[Rows from a dataset of pages and code]

--------------------

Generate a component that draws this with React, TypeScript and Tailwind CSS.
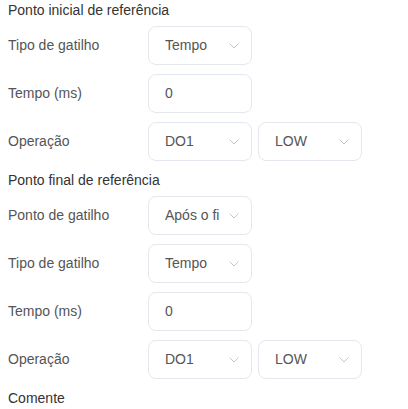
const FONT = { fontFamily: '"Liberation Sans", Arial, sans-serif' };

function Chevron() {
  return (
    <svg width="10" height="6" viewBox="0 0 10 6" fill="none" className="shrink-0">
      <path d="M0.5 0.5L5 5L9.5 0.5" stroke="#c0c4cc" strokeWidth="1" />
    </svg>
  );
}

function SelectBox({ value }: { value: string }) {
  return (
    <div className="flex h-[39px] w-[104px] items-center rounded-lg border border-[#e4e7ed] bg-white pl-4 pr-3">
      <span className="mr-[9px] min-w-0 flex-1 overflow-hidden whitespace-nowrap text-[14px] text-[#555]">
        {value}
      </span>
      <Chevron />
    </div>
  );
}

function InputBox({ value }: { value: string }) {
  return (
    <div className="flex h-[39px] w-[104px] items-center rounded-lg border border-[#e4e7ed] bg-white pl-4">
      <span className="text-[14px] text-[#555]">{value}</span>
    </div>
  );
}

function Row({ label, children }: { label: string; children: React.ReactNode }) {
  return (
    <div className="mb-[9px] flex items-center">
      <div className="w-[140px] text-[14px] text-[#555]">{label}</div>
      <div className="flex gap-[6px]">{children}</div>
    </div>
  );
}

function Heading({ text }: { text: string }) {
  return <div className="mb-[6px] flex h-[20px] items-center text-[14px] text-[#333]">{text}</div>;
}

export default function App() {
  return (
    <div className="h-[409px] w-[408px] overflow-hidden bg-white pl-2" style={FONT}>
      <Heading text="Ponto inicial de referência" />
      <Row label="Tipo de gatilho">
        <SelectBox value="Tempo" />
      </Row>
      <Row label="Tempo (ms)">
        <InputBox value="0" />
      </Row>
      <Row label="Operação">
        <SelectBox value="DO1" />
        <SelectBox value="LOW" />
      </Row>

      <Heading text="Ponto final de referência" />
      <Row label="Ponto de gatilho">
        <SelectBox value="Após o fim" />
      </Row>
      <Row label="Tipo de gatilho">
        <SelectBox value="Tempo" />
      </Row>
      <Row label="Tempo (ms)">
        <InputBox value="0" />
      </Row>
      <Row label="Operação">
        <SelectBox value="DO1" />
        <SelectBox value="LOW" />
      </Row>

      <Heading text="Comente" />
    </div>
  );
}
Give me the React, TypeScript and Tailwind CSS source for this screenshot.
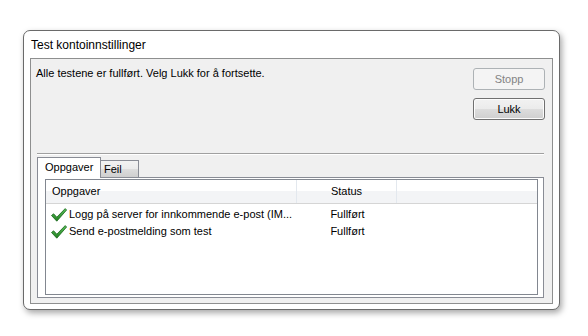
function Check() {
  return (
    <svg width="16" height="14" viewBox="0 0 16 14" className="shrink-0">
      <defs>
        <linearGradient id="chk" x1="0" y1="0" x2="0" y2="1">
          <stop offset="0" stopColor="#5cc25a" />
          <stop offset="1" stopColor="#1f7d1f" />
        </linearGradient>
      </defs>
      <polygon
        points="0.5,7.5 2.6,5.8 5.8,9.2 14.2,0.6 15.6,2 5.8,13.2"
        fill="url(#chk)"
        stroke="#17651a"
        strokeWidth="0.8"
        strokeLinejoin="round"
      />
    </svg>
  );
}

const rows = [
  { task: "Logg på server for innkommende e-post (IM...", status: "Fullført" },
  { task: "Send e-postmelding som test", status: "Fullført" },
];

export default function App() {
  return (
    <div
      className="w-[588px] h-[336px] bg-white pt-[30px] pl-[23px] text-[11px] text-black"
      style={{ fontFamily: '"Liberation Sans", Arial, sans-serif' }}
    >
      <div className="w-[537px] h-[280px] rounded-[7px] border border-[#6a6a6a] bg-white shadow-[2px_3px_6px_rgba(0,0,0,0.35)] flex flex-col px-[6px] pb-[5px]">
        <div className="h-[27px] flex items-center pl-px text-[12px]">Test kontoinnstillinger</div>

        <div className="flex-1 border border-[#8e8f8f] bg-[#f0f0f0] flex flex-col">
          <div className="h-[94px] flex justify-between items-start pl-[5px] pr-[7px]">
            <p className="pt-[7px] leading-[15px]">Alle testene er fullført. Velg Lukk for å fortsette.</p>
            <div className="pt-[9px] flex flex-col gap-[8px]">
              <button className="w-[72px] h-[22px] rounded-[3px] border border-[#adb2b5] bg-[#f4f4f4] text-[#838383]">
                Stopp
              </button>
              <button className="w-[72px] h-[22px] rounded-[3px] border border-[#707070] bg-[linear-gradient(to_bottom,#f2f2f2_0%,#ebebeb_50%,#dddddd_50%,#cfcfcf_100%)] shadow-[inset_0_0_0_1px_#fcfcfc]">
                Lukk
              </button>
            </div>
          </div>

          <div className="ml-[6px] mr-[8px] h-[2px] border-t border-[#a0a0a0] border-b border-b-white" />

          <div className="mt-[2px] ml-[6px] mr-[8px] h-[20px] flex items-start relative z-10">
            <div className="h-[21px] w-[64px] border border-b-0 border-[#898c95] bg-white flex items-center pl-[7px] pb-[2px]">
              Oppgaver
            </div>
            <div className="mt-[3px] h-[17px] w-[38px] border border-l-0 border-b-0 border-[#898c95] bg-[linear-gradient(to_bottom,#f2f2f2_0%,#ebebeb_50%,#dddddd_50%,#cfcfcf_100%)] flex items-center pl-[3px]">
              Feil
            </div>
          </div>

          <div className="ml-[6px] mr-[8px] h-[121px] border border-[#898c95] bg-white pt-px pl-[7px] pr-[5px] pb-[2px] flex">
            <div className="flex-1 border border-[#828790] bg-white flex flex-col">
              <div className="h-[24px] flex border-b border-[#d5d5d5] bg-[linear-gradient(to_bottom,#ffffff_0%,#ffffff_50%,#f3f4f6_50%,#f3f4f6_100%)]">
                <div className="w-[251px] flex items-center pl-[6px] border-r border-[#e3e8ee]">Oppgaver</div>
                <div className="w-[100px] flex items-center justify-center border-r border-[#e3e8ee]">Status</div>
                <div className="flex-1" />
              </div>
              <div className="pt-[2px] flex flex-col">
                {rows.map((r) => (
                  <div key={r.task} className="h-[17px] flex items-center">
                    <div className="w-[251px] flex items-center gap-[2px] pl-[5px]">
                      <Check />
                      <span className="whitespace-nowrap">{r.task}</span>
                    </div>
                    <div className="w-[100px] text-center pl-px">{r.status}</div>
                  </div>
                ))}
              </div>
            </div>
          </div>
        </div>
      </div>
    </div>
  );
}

--------------------

◆ Instructions for the task
Exactly reproduce the entries above, minus the pictures.

◆ Full output
Generate a component that draws this with React, TypeScript and Tailwind CSS.
const FONT = { fontFamily: '"Liberation Sans", Arial, sans-serif' };

function Chevron() {
  return (
    <svg width="10" height="6" viewBox="0 0 10 6" fill="none" className="shrink-0">
      <path d="M0.5 0.5L5 5L9.5 0.5" stroke="#c0c4cc" strokeWidth="1" />
    </svg>
  );
}

function SelectBox({ value }: { value: string }) {
  return (
    <div className="flex h-[39px] w-[104px] items-center rounded-lg border border-[#e4e7ed] bg-white pl-4 pr-3">
      <span className="mr-[9px] min-w-0 flex-1 overflow-hidden whitespace-nowrap text-[14px] text-[#555]">
        {value}
      </span>
      <Chevron />
    </div>
  );
}

function InputBox({ value }: { value: string }) {
  return (
    <div className="flex h-[39px] w-[104px] items-center rounded-lg border border-[#e4e7ed] bg-white pl-4">
      <span className="text-[14px] text-[#555]">{value}</span>
    </div>
  );
}

function Row({ label, children }: { label: string; children: React.ReactNode }) {
  return (
    <div className="mb-[9px] flex items-center">
      <div className="w-[140px] text-[14px] text-[#555]">{label}</div>
      <div className="flex gap-[6px]">{children}</div>
    </div>
  );
}

function Heading({ text }: { text: string }) {
  return <div className="mb-[6px] flex h-[20px] items-center text-[14px] text-[#333]">{text}</div>;
}

export default function App() {
  return (
    <div className="h-[409px] w-[408px] overflow-hidden bg-white pl-2" style={FONT}>
      <Heading text="Ponto inicial de referência" />
      <Row label="Tipo de gatilho">
        <SelectBox value="Tempo" />
      </Row>
      <Row label="Tempo (ms)">
        <InputBox value="0" />
      </Row>
      <Row label="Operação">
        <SelectBox value="DO1" />
        <SelectBox value="LOW" />
      </Row>

      <Heading text="Ponto final de referência" />
      <Row label="Ponto de gatilho">
        <SelectBox value="Após o fim" />
      </Row>
      <Row label="Tipo de gatilho">
        <SelectBox value="Tempo" />
      </Row>
      <Row label="Tempo (ms)">
        <InputBox value="0" />
      </Row>
      <Row label="Operação">
        <SelectBox value="DO1" />
        <SelectBox value="LOW" />
      </Row>

      <Heading text="Comente" />
    </div>
  );
}
Give me the React, TypeScript and Tailwind CSS source for this screenshot.
function Check() {
  return (
    <svg width="16" height="14" viewBox="0 0 16 14" className="shrink-0">
      <defs>
        <linearGradient id="chk" x1="0" y1="0" x2="0" y2="1">
          <stop offset="0" stopColor="#5cc25a" />
          <stop offset="1" stopColor="#1f7d1f" />
        </linearGradient>
      </defs>
      <polygon
        points="0.5,7.5 2.6,5.8 5.8,9.2 14.2,0.6 15.6,2 5.8,13.2"
        fill="url(#chk)"
        stroke="#17651a"
        strokeWidth="0.8"
        strokeLinejoin="round"
      />
    </svg>
  );
}

const rows = [
  { task: "Logg på server for innkommende e-post (IM...", status: "Fullført" },
  { task: "Send e-postmelding som test", status: "Fullført" },
];

export default function App() {
  return (
    <div
      className="w-[588px] h-[336px] bg-white pt-[30px] pl-[23px] text-[11px] text-black"
      style={{ fontFamily: '"Liberation Sans", Arial, sans-serif' }}
    >
      <div className="w-[537px] h-[280px] rounded-[7px] border border-[#6a6a6a] bg-white shadow-[2px_3px_6px_rgba(0,0,0,0.35)] flex flex-col px-[6px] pb-[5px]">
        <div className="h-[27px] flex items-center pl-px text-[12px]">Test kontoinnstillinger</div>

        <div className="flex-1 border border-[#8e8f8f] bg-[#f0f0f0] flex flex-col">
          <div className="h-[94px] flex justify-between items-start pl-[5px] pr-[7px]">
            <p className="pt-[7px] leading-[15px]">Alle testene er fullført. Velg Lukk for å fortsette.</p>
            <div className="pt-[9px] flex flex-col gap-[8px]">
              <button className="w-[72px] h-[22px] rounded-[3px] border border-[#adb2b5] bg-[#f4f4f4] text-[#838383]">
                Stopp
              </button>
              <button className="w-[72px] h-[22px] rounded-[3px] border border-[#707070] bg-[linear-gradient(to_bottom,#f2f2f2_0%,#ebebeb_50%,#dddddd_50%,#cfcfcf_100%)] shadow-[inset_0_0_0_1px_#fcfcfc]">
                Lukk
              </button>
            </div>
          </div>

          <div className="ml-[6px] mr-[8px] h-[2px] border-t border-[#a0a0a0] border-b border-b-white" />

          <div className="mt-[2px] ml-[6px] mr-[8px] h-[20px] flex items-start relative z-10">
            <div className="h-[21px] w-[64px] border border-b-0 border-[#898c95] bg-white flex items-center pl-[7px] pb-[2px]">
              Oppgaver
            </div>
            <div className="mt-[3px] h-[17px] w-[38px] border border-l-0 border-b-0 border-[#898c95] bg-[linear-gradient(to_bottom,#f2f2f2_0%,#ebebeb_50%,#dddddd_50%,#cfcfcf_100%)] flex items-center pl-[3px]">
              Feil
            </div>
          </div>

          <div className="ml-[6px] mr-[8px] h-[121px] border border-[#898c95] bg-white pt-px pl-[7px] pr-[5px] pb-[2px] flex">
            <div className="flex-1 border border-[#828790] bg-white flex flex-col">
              <div className="h-[24px] flex border-b border-[#d5d5d5] bg-[linear-gradient(to_bottom,#ffffff_0%,#ffffff_50%,#f3f4f6_50%,#f3f4f6_100%)]">
                <div className="w-[251px] flex items-center pl-[6px] border-r border-[#e3e8ee]">Oppgaver</div>
                <div className="w-[100px] flex items-center justify-center border-r border-[#e3e8ee]">Status</div>
                <div className="flex-1" />
              </div>
              <div className="pt-[2px] flex flex-col">
                {rows.map((r) => (
                  <div key={r.task} className="h-[17px] flex items-center">
                    <div className="w-[251px] flex items-center gap-[2px] pl-[5px]">
                      <Check />
                      <span className="whitespace-nowrap">{r.task}</span>
                    </div>
                    <div className="w-[100px] text-center pl-px">{r.status}</div>
                  </div>
                ))}
              </div>
            </div>
          </div>
        </div>
      </div>
    </div>
  );
}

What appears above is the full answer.